C.  Demandes de la catégorie C

[88]  J’examinerai en terminant les demandes de la catégorie C, laquelle se résume en fait à une seule demande, soit la demande 110. Dans sa demande 110, l’AAV demande au commissaire de lui « [f]ournir une liste des exigences particulières que le commissaire demande au Tribunal d’imposer dans chaque catégorie – santé, sécurité, sûreté et rendement – dans le cadre de son ordonnance » [traduction]. Il n’est pas nécessaire de répondre à cette demande. Je reconnais avec le commissaire que ce qui donnera à ces exigences leur caractère « particulier » dépendra des témoins qui seront entendus durant l’audience sur le fond de la demande, et qu’il ne s’agit pas d’une question qu’il convient de poser à M. Rushton à ce stade.

IV.  CONCLUSION

[89]  Pour les motifs exposés ci-dessus, la requête de l’AAV sera accueillie en partie, mais uniquement en regard de la version « reformulée » de certaines demandes. Je ne suis pas convaincu qu’il y ait des motifs de contraindre le commissaire à répondre aux demandes précises des catégories B et C énoncées par l’AAV, ni aux demandes de la catégorie A telles qu’elles ont été initialement formulées durant l’interrogatoire préalable de M. Rushton. Je suis en revanche d’avis que le représentant du commissaire devra répondre à la version « reformulée » de 24 des 39 demandes de la catégorie A formulées par l’AAV, conformément aux lignes directrices énoncées dans les motifs de la présente ordonnance. Enfin, selon les autres motifs exposés dans cette décision, le représentant n’aura pas à répondre aux 15 autres demandes « reformulées » de la catégorie A.

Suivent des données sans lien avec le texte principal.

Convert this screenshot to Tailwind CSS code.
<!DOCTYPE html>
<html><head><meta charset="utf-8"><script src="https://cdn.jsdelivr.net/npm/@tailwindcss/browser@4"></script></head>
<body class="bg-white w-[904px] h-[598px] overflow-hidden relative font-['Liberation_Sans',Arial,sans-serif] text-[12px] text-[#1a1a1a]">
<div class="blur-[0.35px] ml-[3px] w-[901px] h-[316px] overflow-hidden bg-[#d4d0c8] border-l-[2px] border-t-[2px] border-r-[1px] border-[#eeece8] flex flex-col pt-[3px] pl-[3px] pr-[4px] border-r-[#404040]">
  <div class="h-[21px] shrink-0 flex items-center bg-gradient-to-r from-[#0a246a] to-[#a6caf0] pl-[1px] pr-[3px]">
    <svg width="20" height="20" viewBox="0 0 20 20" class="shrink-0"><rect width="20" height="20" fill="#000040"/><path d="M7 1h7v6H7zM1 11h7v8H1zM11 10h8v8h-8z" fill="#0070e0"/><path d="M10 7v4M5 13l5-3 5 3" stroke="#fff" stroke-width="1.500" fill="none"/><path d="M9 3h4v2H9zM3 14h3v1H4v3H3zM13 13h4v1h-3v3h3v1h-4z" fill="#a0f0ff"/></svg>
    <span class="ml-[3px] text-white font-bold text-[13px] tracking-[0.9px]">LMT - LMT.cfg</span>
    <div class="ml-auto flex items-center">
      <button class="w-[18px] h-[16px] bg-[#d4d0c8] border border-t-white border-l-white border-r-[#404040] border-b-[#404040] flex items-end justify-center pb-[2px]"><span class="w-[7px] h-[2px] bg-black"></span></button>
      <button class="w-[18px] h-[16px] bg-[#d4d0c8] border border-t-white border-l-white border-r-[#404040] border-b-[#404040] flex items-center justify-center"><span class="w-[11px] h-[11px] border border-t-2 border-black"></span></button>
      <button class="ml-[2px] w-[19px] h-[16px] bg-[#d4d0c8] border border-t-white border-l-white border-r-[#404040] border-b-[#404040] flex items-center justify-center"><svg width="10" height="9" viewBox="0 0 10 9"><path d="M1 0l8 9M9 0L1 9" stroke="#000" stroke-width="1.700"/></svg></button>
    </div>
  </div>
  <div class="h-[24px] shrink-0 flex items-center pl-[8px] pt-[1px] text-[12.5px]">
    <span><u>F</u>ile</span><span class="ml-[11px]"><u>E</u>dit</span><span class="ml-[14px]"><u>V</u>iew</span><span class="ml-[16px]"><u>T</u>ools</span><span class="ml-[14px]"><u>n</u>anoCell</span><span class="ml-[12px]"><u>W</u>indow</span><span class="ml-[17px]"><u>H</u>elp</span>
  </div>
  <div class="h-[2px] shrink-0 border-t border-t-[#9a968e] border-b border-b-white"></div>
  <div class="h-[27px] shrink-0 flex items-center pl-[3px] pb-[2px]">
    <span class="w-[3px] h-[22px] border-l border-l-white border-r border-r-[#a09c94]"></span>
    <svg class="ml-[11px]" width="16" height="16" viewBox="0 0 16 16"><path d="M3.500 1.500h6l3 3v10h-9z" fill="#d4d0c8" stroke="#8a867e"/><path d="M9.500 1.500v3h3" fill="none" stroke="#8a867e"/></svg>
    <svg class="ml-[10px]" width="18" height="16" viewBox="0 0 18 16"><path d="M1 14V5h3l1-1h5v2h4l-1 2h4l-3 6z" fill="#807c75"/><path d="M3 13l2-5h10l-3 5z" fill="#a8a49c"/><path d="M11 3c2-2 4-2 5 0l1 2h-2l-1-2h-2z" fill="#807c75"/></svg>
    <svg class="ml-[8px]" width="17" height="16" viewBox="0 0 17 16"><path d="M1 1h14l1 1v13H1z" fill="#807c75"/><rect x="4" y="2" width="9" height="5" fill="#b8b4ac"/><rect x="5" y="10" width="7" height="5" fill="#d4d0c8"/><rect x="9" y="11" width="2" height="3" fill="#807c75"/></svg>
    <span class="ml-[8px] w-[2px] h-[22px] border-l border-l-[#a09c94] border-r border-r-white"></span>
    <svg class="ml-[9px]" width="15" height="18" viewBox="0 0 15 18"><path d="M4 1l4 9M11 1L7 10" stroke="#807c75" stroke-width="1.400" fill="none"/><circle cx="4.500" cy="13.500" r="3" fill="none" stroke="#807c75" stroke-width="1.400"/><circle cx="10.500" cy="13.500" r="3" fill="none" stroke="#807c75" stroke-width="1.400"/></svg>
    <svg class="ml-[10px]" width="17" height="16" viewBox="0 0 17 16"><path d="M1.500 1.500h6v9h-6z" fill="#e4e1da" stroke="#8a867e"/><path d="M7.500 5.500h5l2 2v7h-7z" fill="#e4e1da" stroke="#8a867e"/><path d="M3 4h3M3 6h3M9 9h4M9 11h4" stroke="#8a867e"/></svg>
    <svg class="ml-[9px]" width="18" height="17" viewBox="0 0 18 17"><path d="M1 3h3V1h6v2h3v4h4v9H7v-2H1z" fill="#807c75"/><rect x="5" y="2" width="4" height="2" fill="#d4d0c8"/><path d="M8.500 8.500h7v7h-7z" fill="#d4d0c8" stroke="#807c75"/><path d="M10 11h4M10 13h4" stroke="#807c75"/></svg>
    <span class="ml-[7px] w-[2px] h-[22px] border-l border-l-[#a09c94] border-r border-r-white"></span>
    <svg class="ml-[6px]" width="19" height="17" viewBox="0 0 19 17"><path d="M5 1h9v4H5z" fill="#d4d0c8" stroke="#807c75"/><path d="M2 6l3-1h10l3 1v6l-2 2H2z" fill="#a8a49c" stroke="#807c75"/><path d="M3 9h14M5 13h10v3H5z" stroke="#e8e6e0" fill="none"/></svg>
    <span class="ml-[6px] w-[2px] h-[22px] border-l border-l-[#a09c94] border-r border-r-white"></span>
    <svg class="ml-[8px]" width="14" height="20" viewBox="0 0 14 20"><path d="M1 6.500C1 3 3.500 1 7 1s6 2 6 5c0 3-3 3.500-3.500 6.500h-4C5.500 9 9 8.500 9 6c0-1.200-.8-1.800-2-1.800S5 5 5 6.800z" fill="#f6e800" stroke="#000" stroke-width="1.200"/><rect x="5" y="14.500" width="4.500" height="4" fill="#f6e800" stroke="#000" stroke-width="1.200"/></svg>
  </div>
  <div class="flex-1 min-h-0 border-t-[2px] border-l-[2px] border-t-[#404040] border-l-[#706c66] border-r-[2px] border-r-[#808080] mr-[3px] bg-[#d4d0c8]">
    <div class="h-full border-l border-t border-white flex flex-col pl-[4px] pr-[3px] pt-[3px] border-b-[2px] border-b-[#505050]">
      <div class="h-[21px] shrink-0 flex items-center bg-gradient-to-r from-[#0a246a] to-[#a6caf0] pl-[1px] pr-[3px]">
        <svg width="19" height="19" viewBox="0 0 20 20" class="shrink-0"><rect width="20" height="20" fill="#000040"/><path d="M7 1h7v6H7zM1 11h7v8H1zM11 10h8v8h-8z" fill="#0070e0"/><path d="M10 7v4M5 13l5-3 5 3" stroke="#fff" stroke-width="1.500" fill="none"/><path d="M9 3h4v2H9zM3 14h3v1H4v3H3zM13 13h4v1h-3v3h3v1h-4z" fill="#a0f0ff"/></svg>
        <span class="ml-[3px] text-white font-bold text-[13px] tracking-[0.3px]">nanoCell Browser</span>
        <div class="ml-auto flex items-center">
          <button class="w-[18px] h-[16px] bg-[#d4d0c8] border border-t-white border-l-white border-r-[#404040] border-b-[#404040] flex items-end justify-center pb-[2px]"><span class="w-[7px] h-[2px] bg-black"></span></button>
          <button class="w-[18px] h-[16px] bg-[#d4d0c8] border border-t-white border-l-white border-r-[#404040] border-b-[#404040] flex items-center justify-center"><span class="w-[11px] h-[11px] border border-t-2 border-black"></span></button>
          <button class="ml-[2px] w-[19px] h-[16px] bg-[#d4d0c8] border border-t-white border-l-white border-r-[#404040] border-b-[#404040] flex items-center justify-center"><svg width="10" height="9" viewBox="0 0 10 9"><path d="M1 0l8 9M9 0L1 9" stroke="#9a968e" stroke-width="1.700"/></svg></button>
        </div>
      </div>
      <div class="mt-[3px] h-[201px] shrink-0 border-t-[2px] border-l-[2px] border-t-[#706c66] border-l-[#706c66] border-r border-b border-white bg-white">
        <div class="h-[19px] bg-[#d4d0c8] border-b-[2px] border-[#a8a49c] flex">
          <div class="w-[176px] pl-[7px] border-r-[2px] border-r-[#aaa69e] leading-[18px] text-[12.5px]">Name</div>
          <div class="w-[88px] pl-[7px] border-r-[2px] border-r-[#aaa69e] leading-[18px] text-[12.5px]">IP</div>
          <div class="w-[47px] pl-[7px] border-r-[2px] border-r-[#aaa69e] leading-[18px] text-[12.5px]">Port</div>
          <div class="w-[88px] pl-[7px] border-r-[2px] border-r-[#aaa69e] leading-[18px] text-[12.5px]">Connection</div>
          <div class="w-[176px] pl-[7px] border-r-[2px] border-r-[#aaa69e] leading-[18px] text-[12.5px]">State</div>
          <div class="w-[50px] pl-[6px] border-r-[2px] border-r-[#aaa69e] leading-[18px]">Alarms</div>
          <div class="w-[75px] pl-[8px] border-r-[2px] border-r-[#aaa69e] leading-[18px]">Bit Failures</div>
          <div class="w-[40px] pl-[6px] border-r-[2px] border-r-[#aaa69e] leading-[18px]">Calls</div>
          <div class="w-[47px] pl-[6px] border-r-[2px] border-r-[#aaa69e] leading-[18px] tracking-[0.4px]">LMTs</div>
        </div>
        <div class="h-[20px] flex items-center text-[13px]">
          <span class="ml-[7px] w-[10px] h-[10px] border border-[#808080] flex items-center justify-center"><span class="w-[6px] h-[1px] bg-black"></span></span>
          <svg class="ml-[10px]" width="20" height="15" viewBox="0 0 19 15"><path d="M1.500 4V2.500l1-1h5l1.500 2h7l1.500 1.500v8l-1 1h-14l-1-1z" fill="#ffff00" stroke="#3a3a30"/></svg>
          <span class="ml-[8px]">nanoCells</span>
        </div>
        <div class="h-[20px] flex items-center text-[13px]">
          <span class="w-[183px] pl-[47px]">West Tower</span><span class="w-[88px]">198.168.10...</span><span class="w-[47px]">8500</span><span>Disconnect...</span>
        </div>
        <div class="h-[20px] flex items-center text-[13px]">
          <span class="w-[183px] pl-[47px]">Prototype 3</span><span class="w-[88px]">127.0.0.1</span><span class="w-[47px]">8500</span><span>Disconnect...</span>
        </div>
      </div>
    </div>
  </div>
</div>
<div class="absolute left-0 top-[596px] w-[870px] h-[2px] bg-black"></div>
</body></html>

POUR LES MOTIFS QUI PRÉCÈDENT, LE TRIBUNAL ORDONNE CE QUI SUIT :

[90]  La requête est accueillie en partie.

[91]  Il n’y a pas lieu de répondre aux demandes des catégories B et C de l’AAV, ni aux demandes de la catégorie A tel qu’elles ont été formulées lors de l’interrogatoire préalable de M. Rushton.

[92]  Le commissaire doit en revanche répondre à la version « reformulée » des demandes 24, 30, 47, 49, 50, 57, 58, 61, 62, 64, 67, 74, 77, 78, 82, 83, 84, 86, 89, 91, 93, 96, 102 et 103 de la catégorie A d’ici le 3 novembre 2017, conformément aux lignes directrices énoncées dans les présents motifs de l’ordonnance.

[93]  Enfin, il n’est pas nécessaire de répondre aux questions 21, 25, 48, 53, 56, 60, 66, 71, 72, 73, 81, 100, 104, 105 et 106 « reformulées » de la catégorie A.

[94]  Comme la présente requête est accueillie en partie, les dépens suivront l’issue de la cause.


FAIT à Ottawa, ce 26e jour d’octobre 2017.

SIGNÉ au nom du Tribunal par le président.

(s) Denis Gascon


AVOCATS AU DOSSIER:

Pour le demandeur :

Le commissaire de la concurrence

Antonio Di Domenico

Jonathan Hood

Katherine Rydel

Ryan Caron

Pour la défenderesse :

L’administration aéroportuaire de Vancouver

Calvin S. Goldman, c.r.

Michael Koch

Julie Rosenthal

Ryan Cookson

Rebecca Olscher

 



[1] Ainsi qu’il est expliqué plus en détail ci-dessous, d’autres motifs font que le commissaire n’a pas à répondre à certaines demandes de la catégorie A de l’AAV, même si celles-ci ont été « reformulées »; la présente discussion sur la réponse générique du commissaire ne s’applique donc pas à ces demandes.

[2] La description réelle des diverses demandes de l’AAV a été légèrement modifiée dans la présente décision pour en supprimer tout renseignement confidentiel et tout renvoi précis à des documents confidentiels.